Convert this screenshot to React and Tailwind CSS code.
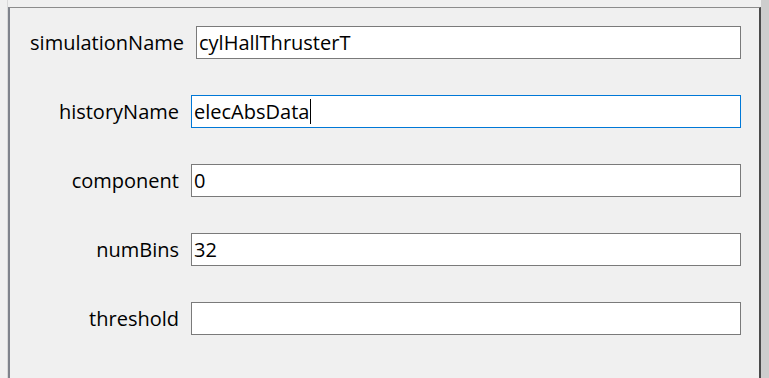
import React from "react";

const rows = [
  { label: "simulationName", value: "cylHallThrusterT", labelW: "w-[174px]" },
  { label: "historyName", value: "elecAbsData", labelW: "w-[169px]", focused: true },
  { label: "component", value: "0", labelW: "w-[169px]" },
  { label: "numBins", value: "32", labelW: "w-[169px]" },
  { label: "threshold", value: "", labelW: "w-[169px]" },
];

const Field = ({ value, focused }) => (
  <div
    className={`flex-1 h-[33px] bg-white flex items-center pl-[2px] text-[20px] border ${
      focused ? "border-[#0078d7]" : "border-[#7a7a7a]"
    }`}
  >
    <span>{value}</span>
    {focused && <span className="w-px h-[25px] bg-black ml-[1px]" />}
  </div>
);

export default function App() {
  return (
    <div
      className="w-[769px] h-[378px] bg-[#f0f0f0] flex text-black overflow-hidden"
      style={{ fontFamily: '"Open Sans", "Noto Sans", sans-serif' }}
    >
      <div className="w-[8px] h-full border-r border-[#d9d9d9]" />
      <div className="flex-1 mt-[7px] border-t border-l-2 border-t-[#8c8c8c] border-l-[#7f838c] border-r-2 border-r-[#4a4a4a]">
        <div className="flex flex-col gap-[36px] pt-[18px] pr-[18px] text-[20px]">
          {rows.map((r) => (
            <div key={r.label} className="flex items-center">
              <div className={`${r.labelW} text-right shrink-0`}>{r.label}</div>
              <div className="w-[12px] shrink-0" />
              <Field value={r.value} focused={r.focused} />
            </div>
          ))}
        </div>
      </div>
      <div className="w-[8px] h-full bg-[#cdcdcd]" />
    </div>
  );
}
- - -
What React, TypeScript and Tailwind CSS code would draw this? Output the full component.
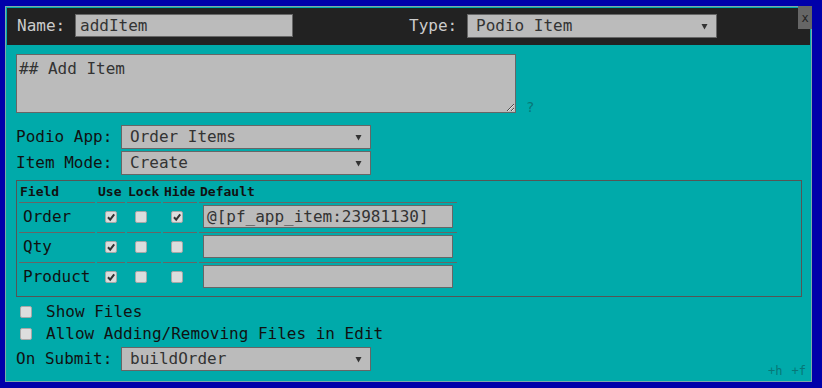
- - -
Copy exactly the stretch of lines from the one containing "Convert this screenshot" through the one containing "import React from", both included. Leave out any pictures.

● **Exercise solution**:
Convert this screenshot to React and Tailwind CSS code.
import React from "react";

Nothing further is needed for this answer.